OBJECTIVE
Write out each line word for word. Drop pictures.

* start MATERIAL PROVIDED *

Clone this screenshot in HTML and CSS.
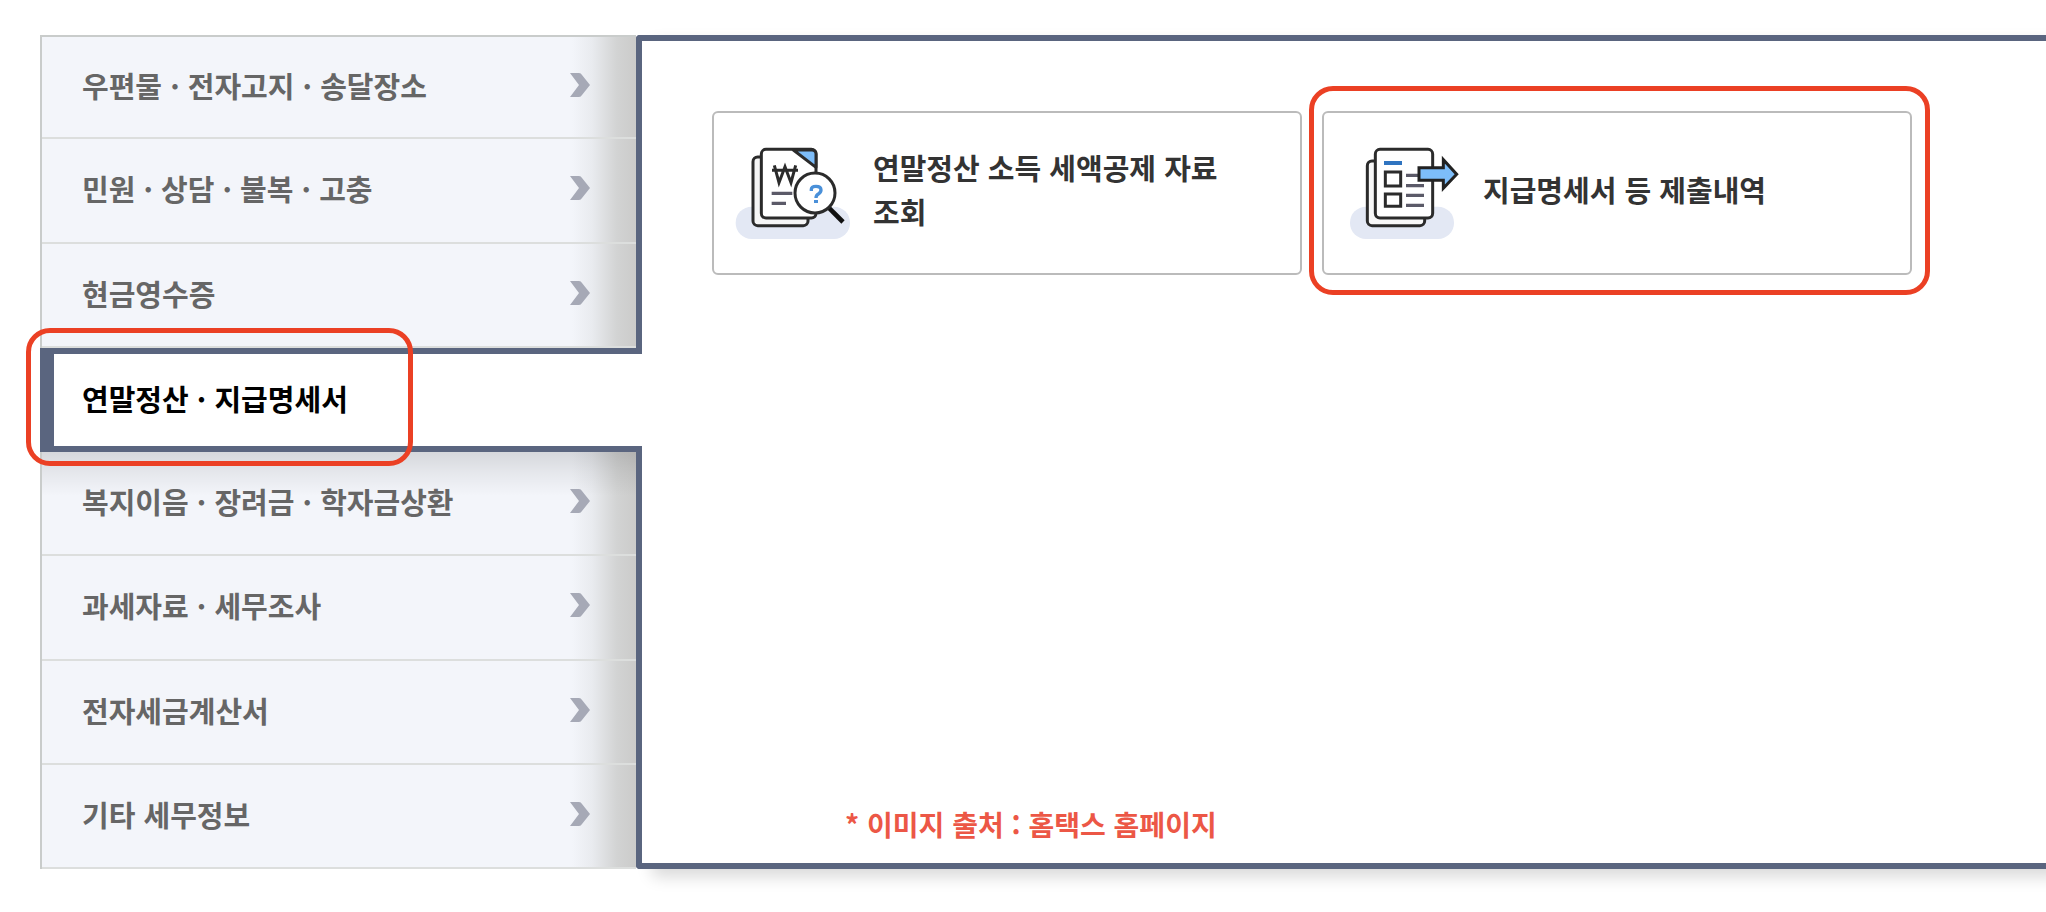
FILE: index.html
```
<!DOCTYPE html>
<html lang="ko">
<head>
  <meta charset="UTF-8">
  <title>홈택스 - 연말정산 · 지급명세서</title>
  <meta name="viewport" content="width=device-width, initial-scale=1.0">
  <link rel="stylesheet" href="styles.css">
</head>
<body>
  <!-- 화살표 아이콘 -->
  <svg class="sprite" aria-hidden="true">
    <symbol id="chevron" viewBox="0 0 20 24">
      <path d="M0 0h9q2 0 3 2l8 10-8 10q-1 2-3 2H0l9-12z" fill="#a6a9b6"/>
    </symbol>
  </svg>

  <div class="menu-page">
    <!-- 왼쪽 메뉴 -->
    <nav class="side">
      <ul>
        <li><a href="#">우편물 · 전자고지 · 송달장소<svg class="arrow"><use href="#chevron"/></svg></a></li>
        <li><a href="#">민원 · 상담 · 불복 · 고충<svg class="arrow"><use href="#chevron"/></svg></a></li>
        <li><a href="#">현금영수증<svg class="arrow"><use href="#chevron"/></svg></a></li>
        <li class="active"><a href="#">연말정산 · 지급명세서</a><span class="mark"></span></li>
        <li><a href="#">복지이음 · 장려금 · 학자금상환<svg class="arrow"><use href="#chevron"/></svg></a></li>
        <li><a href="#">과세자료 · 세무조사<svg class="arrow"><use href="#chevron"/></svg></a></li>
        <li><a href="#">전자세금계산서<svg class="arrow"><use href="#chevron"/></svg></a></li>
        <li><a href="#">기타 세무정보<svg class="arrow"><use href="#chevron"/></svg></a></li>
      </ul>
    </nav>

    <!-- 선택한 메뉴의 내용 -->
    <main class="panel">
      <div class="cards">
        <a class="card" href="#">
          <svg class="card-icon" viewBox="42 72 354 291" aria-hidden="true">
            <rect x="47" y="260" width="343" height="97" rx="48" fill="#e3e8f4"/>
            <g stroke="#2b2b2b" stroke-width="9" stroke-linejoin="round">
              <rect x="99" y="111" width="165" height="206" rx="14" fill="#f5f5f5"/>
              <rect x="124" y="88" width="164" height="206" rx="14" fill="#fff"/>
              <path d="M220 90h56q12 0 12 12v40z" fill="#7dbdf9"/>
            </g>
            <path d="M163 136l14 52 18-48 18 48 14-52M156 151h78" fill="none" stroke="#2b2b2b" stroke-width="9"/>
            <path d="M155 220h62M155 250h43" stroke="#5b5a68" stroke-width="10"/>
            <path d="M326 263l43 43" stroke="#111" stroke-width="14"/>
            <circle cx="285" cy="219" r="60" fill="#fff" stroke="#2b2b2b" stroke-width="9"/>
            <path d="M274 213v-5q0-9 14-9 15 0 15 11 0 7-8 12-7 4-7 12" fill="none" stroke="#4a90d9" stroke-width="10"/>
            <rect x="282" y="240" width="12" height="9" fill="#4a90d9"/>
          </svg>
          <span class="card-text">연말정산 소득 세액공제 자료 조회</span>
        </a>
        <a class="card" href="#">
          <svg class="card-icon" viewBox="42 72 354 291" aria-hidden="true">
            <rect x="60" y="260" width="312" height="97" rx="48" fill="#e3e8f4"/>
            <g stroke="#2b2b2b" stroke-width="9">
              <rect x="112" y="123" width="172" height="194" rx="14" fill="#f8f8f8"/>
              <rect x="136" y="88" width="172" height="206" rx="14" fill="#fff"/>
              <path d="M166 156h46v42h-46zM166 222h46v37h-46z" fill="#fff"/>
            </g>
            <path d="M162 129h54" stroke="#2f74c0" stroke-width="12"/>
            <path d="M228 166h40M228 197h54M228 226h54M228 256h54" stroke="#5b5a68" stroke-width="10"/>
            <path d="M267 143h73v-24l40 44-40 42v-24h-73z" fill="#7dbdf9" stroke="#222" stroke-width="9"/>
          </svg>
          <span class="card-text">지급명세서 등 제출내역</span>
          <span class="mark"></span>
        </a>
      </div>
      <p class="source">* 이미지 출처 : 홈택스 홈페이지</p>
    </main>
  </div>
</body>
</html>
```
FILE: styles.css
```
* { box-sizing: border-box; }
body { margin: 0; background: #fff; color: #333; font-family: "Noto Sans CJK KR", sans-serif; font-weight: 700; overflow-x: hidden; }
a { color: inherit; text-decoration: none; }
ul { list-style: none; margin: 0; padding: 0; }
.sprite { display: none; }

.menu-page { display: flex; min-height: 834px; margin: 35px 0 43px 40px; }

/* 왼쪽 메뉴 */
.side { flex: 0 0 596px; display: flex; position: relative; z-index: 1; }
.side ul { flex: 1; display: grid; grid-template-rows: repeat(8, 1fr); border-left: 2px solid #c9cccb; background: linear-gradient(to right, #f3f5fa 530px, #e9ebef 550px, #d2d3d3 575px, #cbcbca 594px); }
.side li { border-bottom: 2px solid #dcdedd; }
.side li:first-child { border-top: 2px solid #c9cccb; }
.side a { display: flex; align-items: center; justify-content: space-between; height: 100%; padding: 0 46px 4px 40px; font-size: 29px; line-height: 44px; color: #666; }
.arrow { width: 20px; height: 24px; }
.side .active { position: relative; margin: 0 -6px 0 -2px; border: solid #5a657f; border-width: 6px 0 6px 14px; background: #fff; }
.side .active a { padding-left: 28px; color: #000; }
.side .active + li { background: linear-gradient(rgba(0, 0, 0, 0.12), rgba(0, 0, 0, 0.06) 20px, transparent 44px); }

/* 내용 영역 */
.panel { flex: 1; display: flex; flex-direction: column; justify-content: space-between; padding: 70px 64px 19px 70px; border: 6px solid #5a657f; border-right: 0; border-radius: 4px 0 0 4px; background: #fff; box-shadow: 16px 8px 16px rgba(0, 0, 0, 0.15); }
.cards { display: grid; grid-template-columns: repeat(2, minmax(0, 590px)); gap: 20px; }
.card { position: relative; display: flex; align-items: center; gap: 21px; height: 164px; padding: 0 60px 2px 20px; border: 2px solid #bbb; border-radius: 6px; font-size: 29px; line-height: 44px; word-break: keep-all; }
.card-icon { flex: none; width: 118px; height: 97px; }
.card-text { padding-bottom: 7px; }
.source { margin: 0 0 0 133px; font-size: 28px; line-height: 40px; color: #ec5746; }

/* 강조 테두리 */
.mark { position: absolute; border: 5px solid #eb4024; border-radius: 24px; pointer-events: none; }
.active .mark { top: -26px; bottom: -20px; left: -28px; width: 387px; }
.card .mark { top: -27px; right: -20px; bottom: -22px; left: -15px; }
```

* end MATERIAL PROVIDED *

RESPONSE TO THIS EXERCISE
Clone this screenshot in HTML and CSS.
FILE: index.html
```
<!DOCTYPE html>
<html lang="ko">
<head>
  <meta charset="UTF-8">
  <title>홈택스 - 연말정산 · 지급명세서</title>
  <meta name="viewport" content="width=device-width, initial-scale=1.0">
  <link rel="stylesheet" href="styles.css">
</head>
<body>
  <!-- 화살표 아이콘 -->
  <svg class="sprite" aria-hidden="true">
    <symbol id="chevron" viewBox="0 0 20 24">
      <path d="M0 0h9q2 0 3 2l8 10-8 10q-1 2-3 2H0l9-12z" fill="#a6a9b6"/>
    </symbol>
  </svg>

  <div class="menu-page">
    <!-- 왼쪽 메뉴 -->
    <nav class="side">
      <ul>
        <li><a href="#">우편물 · 전자고지 · 송달장소<svg class="arrow"><use href="#chevron"/></svg></a></li>
        <li><a href="#">민원 · 상담 · 불복 · 고충<svg class="arrow"><use href="#chevron"/></svg></a></li>
        <li><a href="#">현금영수증<svg class="arrow"><use href="#chevron"/></svg></a></li>
        <li class="active"><a href="#">연말정산 · 지급명세서</a><span class="mark"></span></li>
        <li><a href="#">복지이음 · 장려금 · 학자금상환<svg class="arrow"><use href="#chevron"/></svg></a></li>
        <li><a href="#">과세자료 · 세무조사<svg class="arrow"><use href="#chevron"/></svg></a></li>
        <li><a href="#">전자세금계산서<svg class="arrow"><use href="#chevron"/></svg></a></li>
        <li><a href="#">기타 세무정보<svg class="arrow"><use href="#chevron"/></svg></a></li>
      </ul>
    </nav>

    <!-- 선택한 메뉴의 내용 -->
    <main class="panel">
      <div class="cards">
        <a class="card" href="#">
          <svg class="card-icon" viewBox="42 72 354 291" aria-hidden="true">
            <rect x="47" y="260" width="343" height="97" rx="48" fill="#e3e8f4"/>
            <g stroke="#2b2b2b" stroke-width="9" stroke-linejoin="round">
              <rect x="99" y="111" width="165" height="206" rx="14" fill="#f5f5f5"/>
              <rect x="124" y="88" width="164" height="206" rx="14" fill="#fff"/>
              <path d="M220 90h56q12 0 12 12v40z" fill="#7dbdf9"/>
            </g>
            <path d="M163 136l14 52 18-48 18 48 14-52M156 151h78" fill="none" stroke="#2b2b2b" stroke-width="9"/>
            <path d="M155 220h62M155 250h43" stroke="#5b5a68" stroke-width="10"/>
            <path d="M326 263l43 43" stroke="#111" stroke-width="14"/>
            <circle cx="285" cy="219" r="60" fill="#fff" stroke="#2b2b2b" stroke-width="9"/>
            <path d="M274 213v-5q0-9 14-9 15 0 15 11 0 7-8 12-7 4-7 12" fill="none" stroke="#4a90d9" stroke-width="10"/>
            <rect x="282" y="240" width="12" height="9" fill="#4a90d9"/>
          </svg>
          <span class="card-text">연말정산 소득 세액공제 자료 조회</span>
        </a>
        <a class="card" href="#">
          <svg class="card-icon" viewBox="42 72 354 291" aria-hidden="true">
            <rect x="60" y="260" width="312" height="97" rx="48" fill="#e3e8f4"/>
            <g stroke="#2b2b2b" stroke-width="9">
              <rect x="112" y="123" width="172" height="194" rx="14" fill="#f8f8f8"/>
              <rect x="136" y="88" width="172" height="206" rx="14" fill="#fff"/>
              <path d="M166 156h46v42h-46zM166 222h46v37h-46z" fill="#fff"/>
            </g>
            <path d="M162 129h54" stroke="#2f74c0" stroke-width="12"/>
            <path d="M228 166h40M228 197h54M228 226h54M228 256h54" stroke="#5b5a68" stroke-width="10"/>
            <path d="M267 143h73v-24l40 44-40 42v-24h-73z" fill="#7dbdf9" stroke="#222" stroke-width="9"/>
          </svg>
          <span class="card-text">지급명세서 등 제출내역</span>
          <span class="mark"></span>
        </a>
      </div>
      <p class="source">* 이미지 출처 : 홈택스 홈페이지</p>
    </main>
  </div>
</body>
</html>
```
FILE: styles.css
```
* { box-sizing: border-box; }
body { margin: 0; background: #fff; color: #333; font-family: "Noto Sans CJK KR", sans-serif; font-weight: 700; overflow-x: hidden; }
a { color: inherit; text-decoration: none; }
ul { list-style: none; margin: 0; padding: 0; }
.sprite { display: none; }

.menu-page { display: flex; min-height: 834px; margin: 35px 0 43px 40px; }

/* 왼쪽 메뉴 */
.side { flex: 0 0 596px; display: flex; position: relative; z-index: 1; }
.side ul { flex: 1; display: grid; grid-template-rows: repeat(8, 1fr); border-left: 2px solid #c9cccb; background: linear-gradient(to right, #f3f5fa 530px, #e9ebef 550px, #d2d3d3 575px, #cbcbca 594px); }
.side li { border-bottom: 2px solid #dcdedd; }
.side li:first-child { border-top: 2px solid #c9cccb; }
.side a { display: flex; align-items: center; justify-content: space-between; height: 100%; padding: 0 46px 4px 40px; font-size: 29px; line-height: 44px; color: #666; }
.arrow { width: 20px; height: 24px; }
.side .active { position: relative; margin: 0 -6px 0 -2px; border: solid #5a657f; border-width: 6px 0 6px 14px; background: #fff; }
.side .active a { padding-left: 28px; color: #000; }
.side .active + li { background: linear-gradient(rgba(0, 0, 0, 0.12), rgba(0, 0, 0, 0.06) 20px, transparent 44px); }

/* 내용 영역 */
.panel { flex: 1; display: flex; flex-direction: column; justify-content: space-between; padding: 70px 64px 19px 70px; border: 6px solid #5a657f; border-right: 0; border-radius: 4px 0 0 4px; background: #fff; box-shadow: 16px 8px 16px rgba(0, 0, 0, 0.15); }
.cards { display: grid; grid-template-columns: repeat(2, minmax(0, 590px)); gap: 20px; }
.card { position: relative; display: flex; align-items: center; gap: 21px; height: 164px; padding: 0 60px 2px 20px; border: 2px solid #bbb; border-radius: 6px; font-size: 29px; line-height: 44px; word-break: keep-all; }
.card-icon { flex: none; width: 118px; height: 97px; }
.card-text { padding-bottom: 7px; }
.source { margin: 0 0 0 133px; font-size: 28px; line-height: 40px; color: #ec5746; }

/* 강조 테두리 */
.mark { position: absolute; border: 5px solid #eb4024; border-radius: 24px; pointer-events: none; }
.active .mark { top: -26px; bottom: -20px; left: -28px; width: 387px; }
.card .mark { top: -27px; right: -20px; bottom: -22px; left: -15px; }
```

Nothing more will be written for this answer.